Perché leggere questo articolo? Non è un grande momento per le vignette. Quelle che un tempo erano il cuore della prima pagina sono sempre più relegate in fondo al giornale e al dibattito pubblico. I grandi vignettisti, come Staino e Altan, stanno scomparendo e le nuove leve faticano a far parlare di sé.
Non è un grande momento per le vignette. Staino è morto, Vauro va solo in tv e anche gli altri vignettisti non se la passano tanto bene. Un tempo era il cuore della prima pagina del giornale, il colpo d’occhio che incuriosiva, divertiva facendo riflettere. A volte causavano non pochi guai al giornale, ma le vignette erano una componente centrale. Oggigiorno sono ormai relegate a margine del giornale, e del dibattito pubblico. Se ne torna a parlare solo quando qualche sporadico caso eclatante. Insomma, non ci sono più i vignettisti di una volta.
Il 2023 dolceamaro delle vignette (a destra e sinistra)
La scorsa estate la vignetta si è ritagliata una momentanea ribalta – complice la pausa agostana del Parlamento – grazie a un lavoro di Mario Natangelo. Il vignettista del Fatto Quotidiano aveva ironizzato su Arianna Meloni – neonominata Responsabile della segreteria e sorella della premier – e suo marito, il ministro dell’Agricoltura Francesco Lollobrigida. L’acceso dibattito ha rappresentato “l’estate di San Martino” delle vignette politiche italiane.
Per qualche giorno il Paese – quella sempre più minuta parte che si informa tramite giornali e televisioni – ne ha un po’ dibattuto, poi è tornato a ben altre faccende. Il prosieguo di 2023, invece, ha assestato duri colpi mondo vignette. Sempre in estate, Il Giornale ha licenziato il vignettista Alfio Krancic, che da vent’anni impreziosiva il quotidiano fondato da Indro Montanelli con una delle poche forme di satira divertente e intelligente che la destra ha saputo produrre nel nostro paese. Poi è scomparso Sergio Staino, uno degli ultimi grandi vignettisti politici. Il suo alter ego a matita, Bobo, era universalmente riconosciuto come la voce critica della sinistra italiana.
Tempi duri per i vignettisti
Un annus horribilis per i vignettisti di destra e sinistra. La morte di un grande maestro ha messo in luce il momento difficile della vignetta, in Italia ma anche all’estero. Non sono pochi i casi di vignettisti censurati o licenziati da autorevoli quotidiani, che dopo lo scoppio della guerra in Israele hanno interrotto lunghe collaborazioni a causa di vignette ritenute politicamente scorrette. Il New York Times ha addirittura annunciato di non pubblicare più vignette a tema politico.

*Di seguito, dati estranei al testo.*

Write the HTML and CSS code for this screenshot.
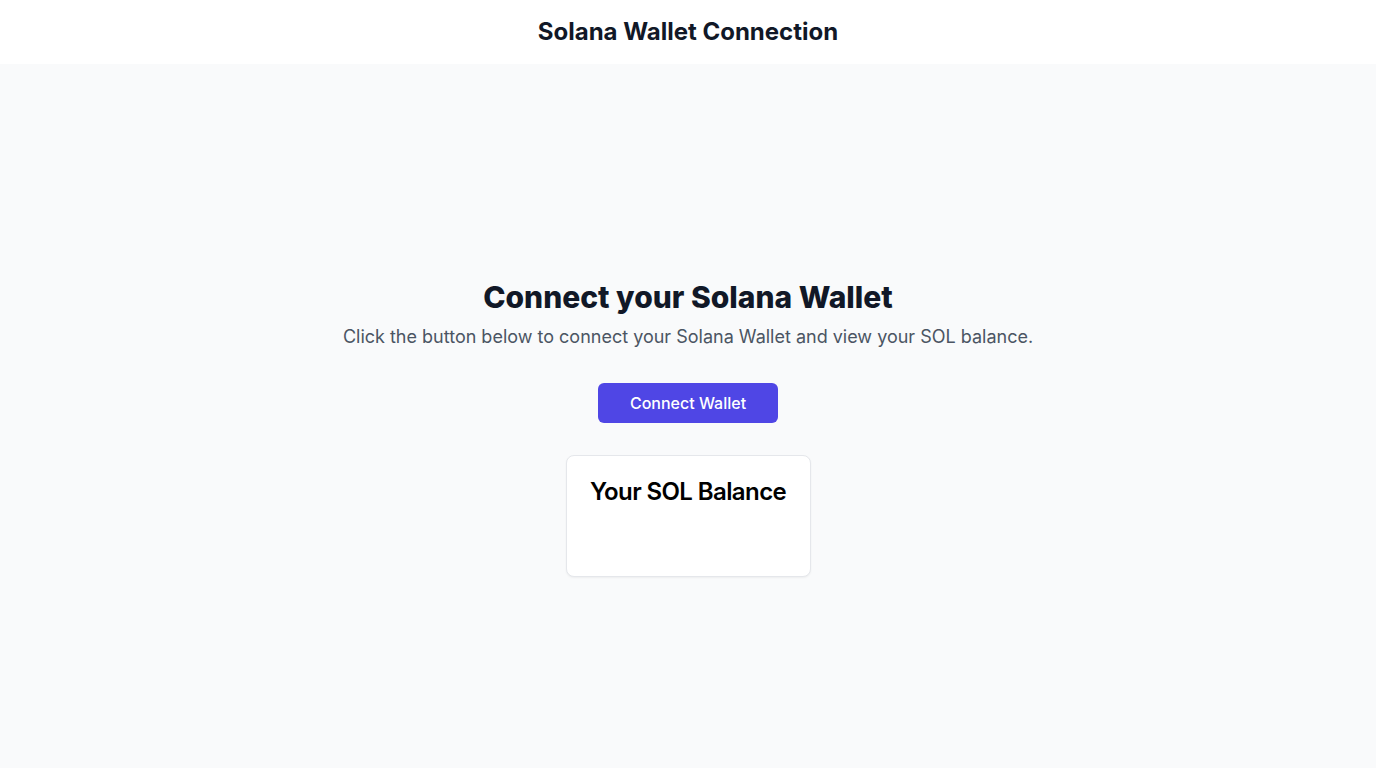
FILE: index.html
```html
<!DOCTYPE html>
<html lang="en">
<head>
<meta charset="utf-8">
<title>Solana Wallet Connection</title>
<link rel="stylesheet" href="styles.css">
</head>
<body>
<header class="topbar">
  <h1 class="topbar-title">Solana Wallet Connection</h1>
</header>
<main class="main">
  <section class="intro">
    <h2 class="intro-title">Connect your Solana Wallet</h2>
    <p class="intro-text">Click the button below to connect your Solana Wallet and view your SOL balance.</p>
  </section>
  <button class="connect-btn" type="button">Connect Wallet</button>
  <div class="balance-card">
    <h3 class="balance-title">Your SOL Balance</h3>
    <div class="balance-body"></div>
  </div>
</main>
</body>
</html>
```

FILE: styles.css
```css
* { box-sizing: border-box; }
html, body { margin: 0; padding: 0; }
body {
  font-family: Inter, "Noto Sans", sans-serif;
  background: #f9fafb;
  color: #111827;
  height: 768px;
  overflow: hidden;
}
.topbar {
  height: 64px;
  background: #ffffff;
  display: flex;
  align-items: center;
  justify-content: center;
}
.topbar-title {
  margin: 0;
  font-size: 24px;
  line-height: 32px;
  font-weight: 700;
  color: #111827;
  padding-bottom: 1px;
}
.main {
  height: 704px;
  display: flex;
  flex-direction: column;
  align-items: center;
  justify-content: center;
  padding-top: 24px;
}
.intro { text-align: center; }
.intro-title {
  margin: 0 0 8px;
  font-size: 30px;
  line-height: 36px;
  font-weight: 800;
  color: #111827;
}
.intro-text {
  margin: 0;
  font-size: 18px;
  line-height: 28px;
  color: #4b5563;
}
.connect-btn {
  margin-top: 32px;
  width: 180px;
  height: 40px;
  border: none;
  border-radius: 6px;
  background: #4f46e5;
  color: #ffffff;
  font-family: inherit;
  font-size: 16px;
  font-weight: 500;
  padding: 0;
  white-space: nowrap;
}
.balance-card {
  margin-top: 32px;
  width: 245px;
  height: 122px;
  background: #ffffff;
  border: 1px solid #e5e7eb;
  border-radius: 8px;
  box-shadow: 0 1px 2px rgba(0,0,0,0.05);
  padding: 20px 0 24px;
  text-align: center;
}
.balance-title {
  margin: 0;
  font-size: 24px;
  line-height: 32px;
  font-weight: 600;
  letter-spacing: -0.025em;
  color: #000000;
  white-space: nowrap;
}
```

Tornando all’Italia, sembra avvertirsi il problema contrario: i vignettisti faticano a catturare l’attenzione del dibattito pubblico. Le tasche degli editori dei quotidiani ringraziano: le querele dei politici sono sempre meno. Non è sempre stato così. “Forattini mi ha inventato” dichiarò il Divo Giulio Andreotti. Un omaggio al suo caricatore, Giorgio Forattini, a cui riservò l’onore di una ventina di querele in cinquant’anni di onorata carriera. Il vignettista 91enne di Repubblica, Stampa, Panorama e Giornale da tempo non ci fa dono dei suoi acuti schizzi. Forattini non disegna più e ha deciso di donare il suo sterminato archivio. A tenere alto il nome dei numi tutelari delle vignette è rimasto il solo Altan, che dal 1975 impreziosisce le prime pagine del Corriere della Sera, insieme all’altro grande decano dei vignettisti italiani, Emilio Giannelli.
Le vignette hanno fatto la politica italiana
Storicamente parlando, nel nostro Paese la satira ha avuto un ruolo importante di emancipazione culturale. I quotidiani l’hanno ben presto capito. Anche da un punto di vista pratico, il ricorso ai disegni rappresentava un escamotage ben più economico rispetto alle fotografie d’agenzia. La controcultura del Sessantotto ha fatto da volano ai vignettisti, disegnatori di un modo nuovo di fare politica. Da riviste cult come Re Nudo, Linus e Frigidaire, i disegnatori sono approdati ai principali quotidiani nazionali. La politica non ha sempre apprezzato, ma era parte del gioco. Un gioco che da qualche tempo si è spezzato, complice la crisi dei giornali, della politica e i nuovi media. Sempre più social, sempre meno satirici.